A pressão de inflação criada pela mudança climática sobre a produção de comida está se agravando, e até 2035 a crise do clima contribuirá para elevar os preços dos alimentos de 0,9% a 3,2% ao ano, conclui um novo estudo.
O trabalho, publicado por um grupo de economistas do Banco Central Europeu e da Universidade de Potsdam (Alemanha), indica também que esse fenômeno se traduzirá em uma pressão de 0,3 a 1,2 ponto percentual na inflação geral.
Publicado pela revista Communications Earth & Environment, o estudo se baseou na análise de índices de preços aos consumidor de 121 países entre 1991 e 2020. Os pesquisadores anotaram quanto o custo de alimentos flutuou ao longo desses anos como resposta a eventos climáticos que afetam a produtividade agropecuária, especialmente secas e temperaturas extremas.
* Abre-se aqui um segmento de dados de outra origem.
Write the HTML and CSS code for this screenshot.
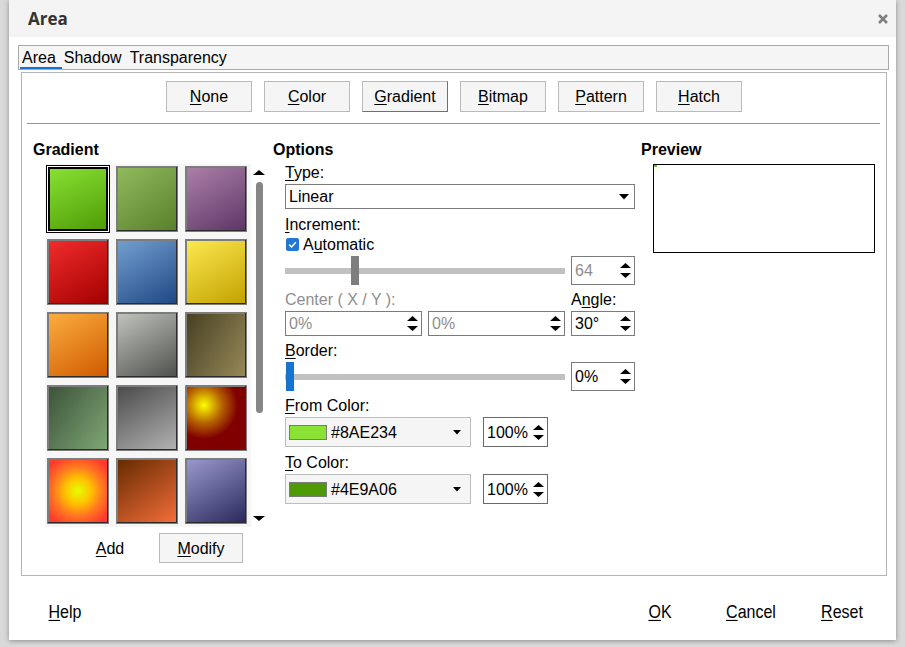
FILE: index.html
```html
<!DOCTYPE html>
<html>
<head>
<meta charset="utf-8">
<link rel="stylesheet" href="styles.css">
</head>
<body>
<div class="dialog">
  <div class="titlebar">
    <span class="title">Area</span>
    <svg class="close" width="10" height="10" viewBox="0 0 10 10"><path d="M1 1 L9 9 M9 1 L1 9" stroke="#808080" stroke-width="2.6" stroke-linecap="butt"/></svg>
  </div>
  <div class="tabs">
    <span class="tab active">Area</span>
    <span class="tab">Shadow</span>
    <span class="tab">Transparency</span>
  </div>
  <div class="panel">
    <div class="modes">
      <div class="btn"><span><u>N</u>one</span></div>
      <div class="btn"><span><u>C</u>olor</span></div>
      <div class="btn pressed"><span><u>G</u>radient</span></div>
      <div class="btn"><span><u>B</u>itmap</span></div>
      <div class="btn"><span><u>P</u>attern</span></div>
      <div class="btn"><span><u>H</u>atch</span></div>
    </div>
    <div class="sep"></div>
    <div class="cols">
      <div class="col col-grad">
        <div class="heading">Gradient</div>
        <div class="gallery">
          <div class="swatches">
            <div class="sw selected g1"></div>
            <div class="sw g2"></div>
            <div class="sw g3"></div>
            <div class="sw g4"></div>
            <div class="sw g5"></div>
            <div class="sw g6"></div>
            <div class="sw g7"></div>
            <div class="sw g8"></div>
            <div class="sw g9"></div>
            <div class="sw g10"></div>
            <div class="sw g11"></div>
            <div class="sw g12"></div>
            <div class="sw g13"></div>
            <div class="sw g14"></div>
            <div class="sw g15"></div>
          </div>
          <div class="vscroll">
            <svg width="12" height="5" viewBox="0 0 12 5"><polygon points="0,5 6,0 12,5" fill="#000"/></svg>
            <div class="vthumb"></div>
            <svg class="vdown" width="12" height="5" viewBox="0 0 12 5"><polygon points="0,0 12,0 6,5" fill="#000"/></svg>
          </div>
        </div>
        <div class="gbtns">
          <div class="fbtn"><span><u>A</u>dd</span></div>
          <div class="fbtn boxed"><span><u>M</u>odify</span></div>
        </div>
      </div>

      <div class="col col-opt">
        <div class="heading">Options</div>
        <div class="body">
          <div class="lbl lbl-type"><u>T</u>ype:</div>
          <div class="combo">
            <span>Linear</span>
            <svg width="10" height="6" viewBox="0 0 10 6"><polygon points="0,0 10,0 5,5.5" fill="#000"/></svg>
          </div>
          <div class="lbl lbl-gap"><u>I</u>ncrement:</div>
          <div class="check-row">
            <span class="check"><svg width="13" height="13" viewBox="0 0 13 13"><path d="M3.2 6.6 L5.6 9 L9.8 4.2" fill="none" stroke="#fff" stroke-width="1.5"/></svg></span>
            <span>A<u>u</u>tomatic</span>
          </div>
          <div class="slider-row">
            <div class="slider">
              <div class="track"></div>
              <div class="knob gray-knob"></div>
            </div>
            <div class="spin disabled"><span>64</span><svg width="11" height="15" viewBox="0 0 11 15"><polygon points="0,5 5.5,0 11,5" fill="#000"/><polygon points="0,10 5.5,15 11,10" fill="#000"/></svg></div>
          </div>
          <div class="center-row">
            <div class="lbl dim span2">Center ( X / Y ):</div>
            <div class="lbl">A<u>n</u>gle:</div>
          </div>
          <div class="fields-row">
            <div class="spin disabled"><span>0%</span><svg width="11" height="15" viewBox="0 0 11 15"><polygon points="0,5 5.5,0 11,5" fill="#000"/><polygon points="0,10 5.5,15 11,10" fill="#000"/></svg></div>
            <div class="spin disabled"><span>0%</span><svg width="11" height="15" viewBox="0 0 11 15"><polygon points="0,5 5.5,0 11,5" fill="#000"/><polygon points="0,10 5.5,15 11,10" fill="#000"/></svg></div>
            <div class="spin"><span>30°</span><svg width="11" height="15" viewBox="0 0 11 15"><polygon points="0,5 5.5,0 11,5" fill="#000"/><polygon points="0,10 5.5,15 11,10" fill="#000"/></svg></div>
          </div>
          <div class="lbl lbl-gap5"><u>B</u>order:</div>
          <div class="slider-row">
            <div class="slider">
              <div class="track"></div>
              <div class="knob blue-knob"></div>
            </div>
            <div class="spin"><span>0%</span><svg width="11" height="15" viewBox="0 0 11 15"><polygon points="0,5 5.5,0 11,5" fill="#000"/><polygon points="0,10 5.5,15 11,10" fill="#000"/></svg></div>
          </div>
          <div class="lbl lbl-gap5"><u>F</u>rom Color:</div>
          <div class="color-row">
            <div class="cdrop">
              <span class="cswatch from"></span>
              <span class="ctext">#8AE234</span>
              <svg width="8" height="5" viewBox="0 0 8 5"><polygon points="0,0 8,0 4,4.5" fill="#000"/></svg>
            </div>
            <div class="spin pct"><span>100%</span><svg width="11" height="15" viewBox="0 0 11 15"><polygon points="0,5 5.5,0 11,5" fill="#000"/><polygon points="0,10 5.5,15 11,10" fill="#000"/></svg></div>
          </div>
          <div class="lbl lbl-gap"><u>T</u>o Color:</div>
          <div class="color-row">
            <div class="cdrop">
              <span class="cswatch to"></span>
              <span class="ctext">#4E9A06</span>
              <svg width="8" height="5" viewBox="0 0 8 5"><polygon points="0,0 8,0 4,4.5" fill="#000"/></svg>
            </div>
            <div class="spin pct"><span>100%</span><svg width="11" height="15" viewBox="0 0 11 15"><polygon points="0,5 5.5,0 11,5" fill="#000"/><polygon points="0,10 5.5,15 11,10" fill="#000"/></svg></div>
          </div>
        </div>
      </div>

      <div class="col col-prev">
        <div class="heading">Preview</div>
        <div class="preview"><span class="pdot"></span></div>
      </div>
    </div>
  </div>
  <div class="footer">
    <div class="fbtn"><span class="tall"><u>H</u>elp</span></div>
    <div class="right">
      <div class="fbtn"><span class="tall"><u>O</u>K</span></div>
      <div class="fbtn"><span class="tall"><u>C</u>ancel</span></div>
      <div class="fbtn"><span class="tall"><u>R</u>eset</span></div>
    </div>
  </div>
</div>
</body>
</html>
```

FILE: styles.css
```css
* { box-sizing: border-box; }
html, body { margin: 0; padding: 0; }
body {
  width: 905px;
  height: 647px;
  overflow: hidden;
  background: #d9d9d9;
  font-family: "Liberation Sans", Arial, sans-serif;
  font-size: 16px;
  color: #000;
}
u { text-decoration: underline; text-decoration-thickness: 1px; text-underline-offset: 2px; }

.dialog {
  margin-left: 9px;
  width: 887px;
  height: 640px;
  background: #fff;
  box-shadow: 0 1px 5px rgba(0,0,0,0.35);
  display: flex;
  flex-direction: column;
}

.titlebar {
  height: 37px;
  flex: none;
  background: #f4f4f4;
  display: flex;
  align-items: center;
  padding: 0 8px 0 19px;
}
.title {
  font-family: "Open Sans", "Noto Sans", sans-serif;
  font-weight: 700;
  font-size: 17px;
  line-height: 37px;
  color: #333;
}
.close { margin-left: auto; margin-top: 1px; }

.tabs {
  margin: 8px 0 0 9px;
  width: 871px;
  height: 25px;
  flex: none;
  border: 1px solid #a9a9a9;
  background: #f5f5f5;
  display: flex;
  gap: 4px;
  padding-left: 1px;
}
.tab {
  position: relative;
  height: 23px;
  padding: 2px 2px 0;
  line-height: 20px;
}
.tab.active::after {
  content: "";
  position: absolute;
  left: 0;
  right: -4px;
  bottom: 0;
  height: 2px;
  background: #1a72cf;
}

.panel {
  margin: 2px 0 0 12px;
  width: 866px;
  height: 504px;
  flex: none;
  border: 1px solid #b5b5b5;
}

.modes {
  display: flex;
  justify-content: center;
  gap: 12px;
  padding-top: 8px;
}
.btn {
  width: 86px;
  height: 31px;
  border: 1px solid #bababa;
  background: #f5f5f5;
  display: flex;
  align-items: center;
  justify-content: center;
  line-height: 19px;
}
.btn.pressed { border-color: #bababa #707070 #707070 #bababa; }

.sep {
  height: 1px;
  background: #939393;
  margin: 11px 6px 0 5px;
}

.cols {
  display: flex;
  gap: 6px;
  padding: 16px 11px 0;
}
.col-grad { width: 234px; }
.col-opt { width: 362px; }
.col-prev { width: 234px; }
.heading { font-weight: 700; line-height: 19px; }

.gallery { display: flex; margin: 5px 0 0 12px; }
.swatches {
  display: grid;
  grid-template-columns: repeat(3, 62px);
  grid-auto-rows: 66px;
  gap: 7px;
  padding: 2px 4px 3px 2px;
  background: #f6f6f6;
}
.sw {
  border: 1px solid #7d7d7d;
  box-shadow: inset -1px -1px 0 #2b2b2b, inset 1px 1px 0 #7d7d7d;
}
.sw.selected {
  border: 1px solid #fff;
  box-shadow: 0 0 0 1px #000, inset 0 0 0 2px #000;
}
.g1 { background: linear-gradient(155deg, #8ae234, #4e9a06); }
.g2 { background: linear-gradient(145deg, #92ba5e, #57802b); }
.g3 { background: linear-gradient(150deg, #ad80a9, #5c3566); }
.g4 { background: linear-gradient(150deg, #f22c2c, #a20000); }
.g5 { background: linear-gradient(150deg, #73a0d0, #1f4784); }
.g6 { background: linear-gradient(150deg, #fcea50, #c3a000); }
.g7 { background: linear-gradient(150deg, #fcae3f, #cf5a00); }
.g8 { background: linear-gradient(150deg, #c2c5be, #4e504c); }
.g9 { background: linear-gradient(120deg, #463f22, #978958); }
.g10 { background: linear-gradient(125deg, #3b5238, #80a877); }
.g11 { background: linear-gradient(150deg, #4a4a4a, #b3b3b3); }
.g12 { background: radial-gradient(circle at 30% 30%, #ffff00 0%, #e0c000 12%, #b46000 30%, #800000 55%, #800000 100%); }
.g13 { background: radial-gradient(circle at 50% 50%, #e4ff00 0%, #ffc000 30%, #ff7a20 55%, #ff3a2e 85%); }
.g14 { background: linear-gradient(145deg, #652a00, #f56e3a); }
.g15 { background: linear-gradient(150deg, #9a9ad0, #28285a); }

.vscroll {
  width: 12px;
  margin-left: 2px;
  display: flex;
  flex-direction: column;
  align-items: center;
  padding: 6px 0 6px;
}
.vscroll svg { display: block; flex: none; }
.vthumb {
  width: 7px;
  height: 231px;
  margin-top: 7px;
  border-radius: 4px;
  background: #868686;
}
.vdown { margin-top: auto; }

.gbtns { display: flex; gap: 7px; margin: 6px 0 0 35px; }
.fbtn {
  width: 84px;
  height: 30px;
  display: flex;
  align-items: center;
  justify-content: center;
  line-height: 19px;
}
.fbtn.boxed { border: 1px solid #bababa; background: #f5f5f5; }

.col-opt .body { padding-left: 12px; }
.lbl { line-height: 19px; height: 19px; }
.lbl-type { margin-top: 4px; }
.lbl-gap { margin-top: 6px; }
.lbl-gap5 { margin-top: 5px; }
.dim { color: #8e8e8e; }

.combo {
  margin-top: 2px;
  height: 25px;
  border: 1px solid #7b7b7b;
  display: flex;
  align-items: center;
  justify-content: space-between;
  padding: 0 5px 0 3px;
}
.combo svg { display: block; margin-top: 1px; }

.check-row {
  margin-top: 1px;
  height: 19px;
  display: flex;
  align-items: center;
  gap: 4px;
  line-height: 19px;
}
.check {
  width: 13px;
  height: 13px;
  border-radius: 2px;
  background: #2277d2;
  display: block;
  margin-left: 1px;
}
.check svg { display: block; }

.slider-row {
  margin-top: 2px;
  height: 29px;
  display: flex;
  gap: 6px;
}
.slider { position: relative; width: 280px; height: 29px; }
.track {
  position: absolute;
  left: 0; right: 0;
  top: 12px;
  height: 6px;
  background: #c1c1c1;
}
.knob { position: absolute; top: 0; width: 8px; height: 29px; }
.gray-knob { left: 66px; background: #7e7e7e; }
.blue-knob { left: 1px; background: #1673d0; }

.spin {
  width: 64px;
  height: 29px;
  border: 1px solid #7b7b7b;
  display: flex;
  align-items: center;
  justify-content: space-between;
  padding: 0 3px 0 3px;
  line-height: 19px;
}
.spin svg { display: block; }
.spin.disabled span { color: #8e8e8e; }

.center-row {
  margin-top: 5px;
  display: grid;
  grid-template-columns: 137px 137px 64px;
  column-gap: 6px;
}
.span2 { grid-column: span 2; }
.fields-row {
  margin-top: 2px;
  display: grid;
  grid-template-columns: 137px 137px 64px;
  column-gap: 6px;
}
.fields-row .spin { width: auto; height: 25px; }

.color-row {
  margin-top: 2px;
  height: 30px;
  display: flex;
}
.cdrop {
  width: 186px;
  height: 30px;
  border: 1px solid #bdbdbd;
  background: #f5f5f5;
  display: flex;
  align-items: center;
  padding: 0 9px 0 3px;
  line-height: 19px;
}
.cswatch {
  width: 38px;
  height: 15px;
  border: 1px solid #7a7a7a;
  display: block;
  flex: none;
}
.cswatch.from { background: #8ae234; }
.cswatch.to { background: #4e9a06; }
.ctext { margin-left: 4px; }
.cdrop svg { margin-left: auto; display: block; }
.spin.pct {
  width: 65px;
  height: 30px;
  margin-left: 12px;
  border-color: #6a6a6a;
  padding: 0 3px 0 3px;
}

.preview {
  position: relative;
  margin: 5px 0 0 12px;
  width: 222px;
  height: 89px;
  border: 1px solid #000;
}
.pdot {
  position: absolute;
  left: 0; top: 0;
  width: 3px; height: 2px;
  background: #6cc21c;
}

.footer {
  display: flex;
  justify-content: space-between;
  padding: 20px 12px 0 14px;
}
.footer .right { display: flex; gap: 7px; }
.tall { display: inline-block; transform: scaleY(1.12); }
```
Com esses dados em mãos criaram uma fórmula. Então, depois a aplicaram às expectativas de temperatura global e impactos climáticos projetados pelo IPCC para o período entre 2030 e 2060. O resultado preocupante sobre pressão inflacionária saiu dos dados produzidos com esse modelo matemático.
O estudo
O IPCC já projeta que impactos da crise do clima recairão desproporcionalmente sobre países em desenvolvimento e isso tem consequências também na frente monetária. O modelo usado no estudo, criado pelo cientista Maximilian Kotz, de Potsdam, aponta que a pressão inflacionária impulsionada pelo clima será maior nas nações mais pobres, especialmente na África e na América Latina.
No estudo, o impacto projetado para o Brasil é de pressão inflacionária dos alimentos de 1,9% ao ano, daqui a uma década. Os países mais afetados segundo a projeção são os que tem faixas de territórios maiores em baixas latitudes. Assim, sobretudo no norte da África e países árabes.
Os cientistas que assinam o estudo afirmam que o modelo foi mais preciso em capturar os efeitos da queda de oferta de alimentos causados por altas temperaturas. Mas o impacto de chuvas (ou falta delas) nos preços foi mais difícil de entender. Como a variação de precipitação ocorre numa escala territorial menor, Kotz afirma que seria preciso monitorar os preços em nível de cidades, não apenas países, para entender melhor seu efeito econômico.
Apesar de ter um escopo global, os cientistas buscam atender uma demanda europeia de entender como a crise climática afetará a inflação da região. Ela já sofreu com o problema no ano retrasado, ano de seca e calor extremos. Enquanto os países tropicais deverão experimentar essa pressão inflacionária ao longo de todo ano, países temperados em altas latitudes vão encará-la sobretudo no verão.
Políticas econômicas sobre a inflação
“O calor de verão extremo em 2022 aumentou a inflação de alimentos de 0,43% a 0,93% na Europa”, escreve Kotz. “O efeito do aquecimento projetado para 2035 amplificaria isso em 30% a 50%.”
Segundo os pesquisadores, com o clima pesando mais na inflação, fica mais difícil para os governos calibrarem suas políticas econômicas.
“Os nossos resultados sugerem que as mudanças climáticas poderão alterar aspectos da inflação como a sazonalidade, a volatilidade e a heterogeneidade, e gerar pressão persistente sobre os índices de inflação”, afirmam. “Isso pode impor desafios às previsões de inflação e à política monetária, provavelmente aumentando a dificuldade de identificar choques temporários de oferta e separá-los de fatores mais persistentes.”
Um problema em particular, apontam, será o de entender a relação inflacionária dos alimentos com o preço da energia. Pois isso, também, é impactado pelas temperaturas extremas.
Como o ano de 2035 já está relativamente próximo é improvável que mudanças nas emissões de CO2 causem uma guinada muito grande nessa projeção. As consequências de ignorar o problema até 2060, porém, podem ser graves, afirma Kotz. Mesmo que haja um investimento pesado em adaptar o setor de alimentos à mudança do clima.
“Sem uma mitigação considerável das emissões de gases de efeito de estufa, as pressões sobre a inflação devem continuar persistentes e em nível considerável, mesmo tendo em conta essa adaptação, que vai além do que tem sido observado historicamente”, concluem os cientistas.